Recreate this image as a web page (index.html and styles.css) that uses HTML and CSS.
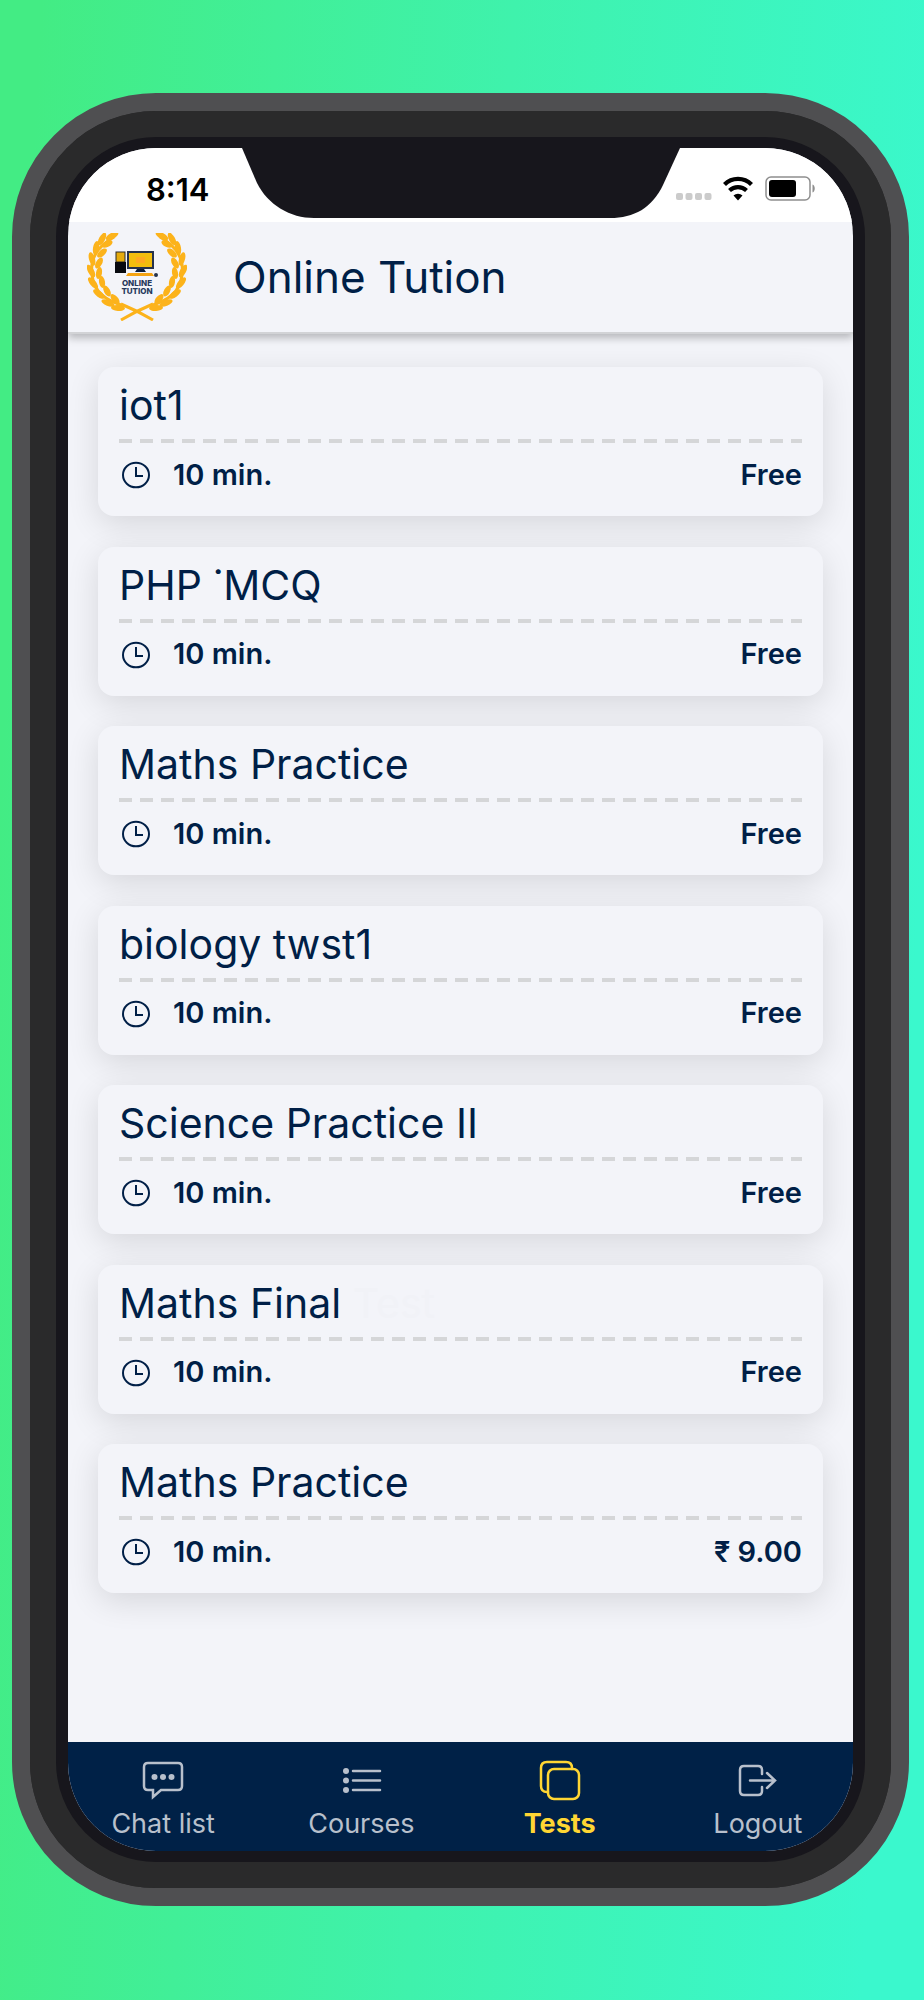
FILE: index.html
```html
<!DOCTYPE html>
<html lang="en">
  <head>
    <meta charset="utf-8">
    <meta name="viewport" content="width=device-width,initial-scale=1">
    <title>Online Tution</title>
    <link rel="stylesheet" href="styles.css">
  </head>
<body>
  <!-- shared icons -->
  <svg class="hidden">
    <symbol id="clock" viewBox="0 0 30 30">
      <ellipse cx="15" cy="15" rx="13" ry="12.3" />
      <path d="M15 7v9h7" />
    </symbol>
    <symbol id="branch" viewBox="0 0 50 88">
      <path class="stem" d="M27 4C9 14 3 28 5 42c2 17 13 25 32 31" />
      <g class="leaf">
        <ellipse cx="25" cy="3" rx="7" ry="3" transform="rotate(-28 25 3)" />
        <ellipse cx="15" cy="6" rx="7" ry="3" transform="rotate(-62 15 6)" />
        <ellipse cx="20" cy="11" rx="6" ry="3" transform="rotate(-25 20 11)" />
        <ellipse cx="9" cy="15" rx="7" ry="3" transform="rotate(-80 9 15)" />
        <ellipse cx="15" cy="20" rx="6" ry="3" transform="rotate(-42 15 20)" />
        <ellipse cx="5" cy="26" rx="7" ry="3" transform="rotate(75 5 26)" />
        <ellipse cx="12" cy="30" rx="6" ry="3" transform="rotate(-60 12 30)" />
        <ellipse cx="4" cy="38" rx="7" ry="3" transform="rotate(62 4 38)" />
        <ellipse cx="12" cy="40" rx="6" ry="3" transform="rotate(-80 12 40)" />
        <ellipse cx="6" cy="50" rx="7" ry="3" transform="rotate(50 6 50)" />
        <ellipse cx="15" cy="49" rx="6" ry="3" transform="rotate(80 15 49)" />
        <ellipse cx="12" cy="61" rx="7" ry="3" transform="rotate(36 12 61)" />
        <ellipse cx="20" cy="58" rx="6" ry="3" transform="rotate(62 20 58)" />
        <ellipse cx="21" cy="70" rx="7" ry="3" transform="rotate(22 21 70)" />
        <ellipse cx="28" cy="66" rx="6" ry="3" transform="rotate(48 28 66)" />
        <ellipse cx="31" cy="75" rx="7" ry="3" transform="rotate(5 31 75)" />
      </g>
    </symbol>
  </svg>

  <div class="phone">
    <div class="bezel">
      <div class="screen">
        <svg class="notch" viewBox="0 0 438 70">
          <path d="M0 0H438L421 37C410 60 392 70 368 70H72C48 70 26 57 15 35Z" />
        </svg>
        <div class="status-bar">
          <span class="time">8:14</span>
          <svg width="140" height="26" viewBox="0 0 140 26">
            <g fill="#cbcbcb">
              <rect x="0" y="17" width="7" height="7" rx="2" />
              <rect x="9.500" y="17" width="7" height="7" rx="2" />
              <rect x="19" y="17" width="7" height="7" rx="2" />
              <rect x="28.500" y="17" width="7" height="7" rx="2" />
            </g>
            <g fill="none" stroke="#000" stroke-width="4.200">
              <path d="M48.500 8.500a19 19 0 0 1 27 0" />
              <path d="M53.500 14.500a12.500 12.500 0 0 1 17 0" />
            </g>
            <path d="M57.500 19.500a6.500 6.500 0 0 1 9 0L62 24.500z" />
            <rect x="90" y="1" width="44" height="23" rx="5" fill="none" stroke="#8e8e8e" stroke-width="1.500" />
            <rect x="93" y="4" width="27" height="17" rx="3" />
            <path d="M136.500 8.500c3 1 3 7 0 8z" fill="#8e8e8e" />
          </svg>
        </div>

        <header class="header">
          <svg class="logo" width="100" height="88" viewBox="0 0 100 88">
            <use href="#branch" width="50" height="88" />
            <use href="#branch" width="50" height="88" transform="translate(100 0) scale(-1 1)" />
            <path class="stem" d="M34 71C46 76 56 81 66 87M66 71C54 76 44 81 34 87" />
            <rect x="29" y="19" width="9" height="10" fill="#e5ab0c" stroke="#2b2b2b" />
            <rect x="28" y="29" width="11" height="11" fill="#080a10" />
            <rect x="41" y="19" width="25" height="16" fill="#f3bd0e" stroke="#26324b" stroke-width="2" />
            <rect x="49" y="24" width="9" height="6" fill="#ffa91f" />
            <path d="M50 36h7l2 3H48z" fill="#0b1c3c" />
            <path d="M41 40h24l2 3H39z" fill="#f4a313" />
            <circle cx="69" cy="42" r="2" fill="#26324b" />
            <text x="50" y="53">ONLINE</text>
            <text x="50" y="61">TUTION</text>
          </svg>
          <h1>Online Tution</h1>
        </header>

        <main class="tests">
          <article class="card">
            <h2>iot1</h2>
            <div class="info"><svg class="clock"><use href="#clock" /></svg><span>10 min.</span><span class="price">Free</span></div>
          </article>
          <article class="card">
            <h2>PHP ˙MCQ</h2>
            <div class="info"><svg class="clock"><use href="#clock" /></svg><span>10 min.</span><span class="price">Free</span></div>
          </article>
          <article class="card">
            <h2>Maths Practice</h2>
            <div class="info"><svg class="clock"><use href="#clock" /></svg><span>10 min.</span><span class="price">Free</span></div>
          </article>
          <article class="card">
            <h2>biology twst1</h2>
            <div class="info"><svg class="clock"><use href="#clock" /></svg><span>10 min.</span><span class="price">Free</span></div>
          </article>
          <article class="card">
            <h2>Science Practice II</h2>
            <div class="info"><svg class="clock"><use href="#clock" /></svg><span>10 min.</span><span class="price">Free</span></div>
          </article>
          <article class="card">
            <h2>Maths Final <span class="faded">Test</span></h2>
            <div class="info"><svg class="clock"><use href="#clock" /></svg><span>10 min.</span><span class="price">Free</span></div>
          </article>
          <article class="card">
            <h2>Maths Practice</h2>
            <div class="info"><svg class="clock"><use href="#clock" /></svg><span>10 min.</span><span class="price">₹ 9.00</span></div>
          </article>
        </main>

        <nav class="tabs">
          <a href="#chat">
            <svg width="42" height="42" viewBox="0 0 42 42">
              <path d="M6 3H36Q40 3 40 7V26Q40 30 36 30H19L11 37V30H6Q2 30 2 26V7Q2 3 6 3Z" />
              <g class="dots"><circle cx="12.500" cy="17" r="3" /><circle cx="21" cy="17" r="3" /><circle cx="29.500" cy="17" r="3" /></g>
            </svg>
            Chat list
          </a>
          <a href="#courses">
            <svg width="42" height="42" viewBox="0 0 42 42">
              <path d="M13 11H40M13 20.500H40M13 30H40" />
              <g class="dots"><circle cx="6" cy="11" r="3" /><circle cx="6" cy="20.500" r="3" /><circle cx="6" cy="30" r="3" /></g>
            </svg>
            Courses
          </a>
          <a href="#tests" class="active">
            <svg width="42" height="42" viewBox="0 0 42 42">
              <rect x="9" y="9" width="31" height="30" rx="6" />
              <path d="M33 9V8Q33 2 27 2H8Q2 2 2 8V26Q2 32 8 32H9" />
            </svg>
            Tests
          </a>
          <a href="#logout">
            <svg width="42" height="42" viewBox="0 0 42 42">
              <path d="M25 14V10Q25 6 21 6H7Q3 6 3 10V31Q3 35 7 35H21Q25 35 25 31V27M13 20.500H38M30 13L38 20.500L30 28" />
            </svg>
            Logout
          </a>
        </nav>
      </div>
    </div>
  </div>
</body>
</html>
```

FILE: styles.css
```css
* {
  box-sizing: border-box;
}
html, body {
  padding: 0;
  margin: 0;
}
body {
  min-height: 100vh;
  display: flex;
  padding: 93px 15px 94px 12px;
  background: linear-gradient(93deg, #43ec84 4%, #3ff2ac 50%, #3af8cd 94%);
  font-family: Inter, "Noto Sans", sans-serif;
  font-optical-sizing: none;
  color: #001f47;
}
.hidden {
  display: none;
}

/* phone frame */
.phone {
  flex: 1;
  display: flex;
  border: 18px solid #4f4f51;
  border-radius: 144px;
  background: #2a2a2b;
}
.bezel {
  flex: 1;
  display: flex;
  border: 26px solid #2a2a2b;
  border-radius: 126px;
  background: #17161c;
}
.screen {
  flex: 1;
  position: relative;
  display: flex;
  flex-direction: column;
  margin: 11px 12px;
  border-radius: 88px;
  overflow: hidden;
  background: #f3f4f9;
}
.notch {
  position: absolute;
  top: 0;
  left: 50%;
  width: 438px;
  height: 70px;
  margin-left: -219px;
  fill: #17161c;
}
.status-bar {
  height: 74px;
  display: flex;
  align-items: center;
  justify-content: space-between;
  padding: 8px 37px 0 78px;
  background: #fff;
}
.time {
  font-size: 31px;
  font-weight: 600;
  color: #000;
}

.header {
  height: 112px;
  flex: none;
  display: flex;
  align-items: center;
  gap: 46px;
  padding: 0 19px;
  border-bottom: 2px solid #d2d3d6;
  box-shadow: 0 4px 8px rgba(0, 0, 0, 0.25);
  clip-path: inset(0 0 -16px);
}
.logo text {
  font-size: 8px;
  font-weight: 800;
  text-anchor: middle;
  fill: #26385c;
}
.stem {
  fill: none;
  stroke: #fcb31b;
  stroke-width: 3;
}
.leaf {
  fill: #fcb31b;
}
h1, h2 {
  margin: 0;
  font-weight: 400;
}
h1 {
  font-size: 44px;
  line-height: 48px;
}

/* test list */
.tests {
  flex: 1;
  display: flex;
  flex-direction: column;
  justify-content: space-between;
  gap: 16px;
  padding: 33px 30px 149px;
}
.card {
  height: 149px;
  padding: 8px 21px;
  border-radius: 16px;
  background: #f3f4f9;
  box-shadow: 0 8px 32px rgba(0, 0, 0, 0.12);
}
h2 {
  height: 64px;
  font-size: 41px;
  line-height: 60px;
}
.faded {
  color: #f1f2f7;
}
.info {
  display: flex;
  align-items: center;
  height: 70px;
  font-size: 29px;
  font-weight: 600;
  /* dashed divider */
  background: repeating-linear-gradient(90deg, #d5d6d8 0 13px, transparent 13px 21px) top / 100% 4px no-repeat;
}
.clock {
  width: 30px;
  height: 30px;
  margin: 2px 22px 0 2px;
  fill: none;
  stroke: #001f47;
  stroke-width: 2;
}
.price {
  margin-left: auto;
}

/* bottom tabs */
.tabs {
  height: 109px;
  display: flex;
  margin: 0 -4px;
  padding-top: 18px;
  background: #002147;
}
.tabs a {
  flex: 1 1 0;
  display: flex;
  flex-direction: column;
  align-items: center;
  gap: 6px;
  font-size: 27px;
  line-height: 32px;
  color: #b8c0cc;
  text-decoration: none;
}
.tabs .active {
  color: #ffd633;
  font-weight: 700;
}
.tabs svg {
  fill: none;
  stroke: currentColor;
  stroke-width: 2.500;
  stroke-linecap: round;
}
.dots {
  fill: currentColor;
  stroke: none;
}
```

*****

» Request:
Where a line of the data holds "index", show that line.

» Solution to the problem:
Recreate this image as a web page (index.html and styles.css) that uses HTML and CSS.
FILE: index.html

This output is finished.